Using a “Vigenère cipher”:
crypt='GLMNAGULTCCSLEEVNEZTNMXQTBNPOTMDVKVXEFVLZPPGULNNLYZRNKGAZP'
from itertools import cycle
''.join([ chr(ord('a') + (ord(l) - ord(k)) % 26) for (l,k) in zip(crypt, cycle('NEILARMSTRONG')) ])
Gives me:
'thecapitaloffranceihvtgcgvalgimmjscgqspyvhegdzvuukmlagypzy'
But then trying to feed PARIS in as another key, or adding it to existing key doesn’t seem to yield much.
Very good, but you should chop off the question part before decrypting the remaining code.
Ah, of course. So in that case:
crypt='GLMNAGULTCCSLEEVNEZTNMXQTBNPOTMDVKVXEFVLZPPGULNNLYZRNKGAZP'
from itertools import cycle
def vigenere(crypt, key):
return ''.join([ chr(ord('A') + (ord(l) - ord(k)) % 26) for (l,k) in zip(crypt, cycle(key)) ])

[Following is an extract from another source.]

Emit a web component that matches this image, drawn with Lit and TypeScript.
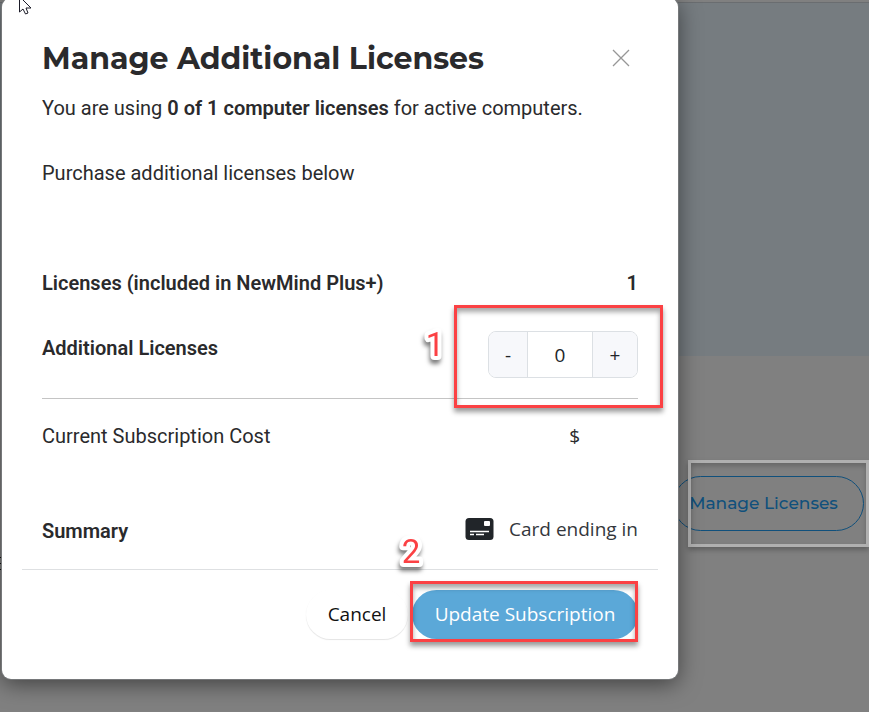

res1 = vigenere(crypt, 'NEILARMSTRONG') # THECAPITALOFFRANCEIHVTGCGVALGIMMJSCGQSPYVHEGDZVUUKMLAGYPZY
res2 = vigenere(res1.replace('THECAPITALOFFRANCE', ''), 'PARIS') # THELONGESTRIVERDCPIAAYEZMRDINCFKVDIRYYRG
res3 = vigenere(res2.replace('THELONGESTRIVER', ''), 'NILE') # QUEENSNAMEGZVFRBXNSEEQNNT
res4 = vigenere(res3.replace('QUEENSNAME', ''), 'ELIZABETH') # CONGRATULATIONS
Well done.
I’ll have to think up another one. How hard do you think these would be to crack without knowing the answers?
Without knowing the answers it’d be fairly tricky I guess, though the fact the answers tend to be words or names would make brute-forcing things a possibility. Plus it looks like the vignere cipher has weaknesses that are well know:
http://en.wikipedia.org/wiki/Vigen%C3%A8re_cipher#Cryptanalysis
Basically the repeating key is the weakness.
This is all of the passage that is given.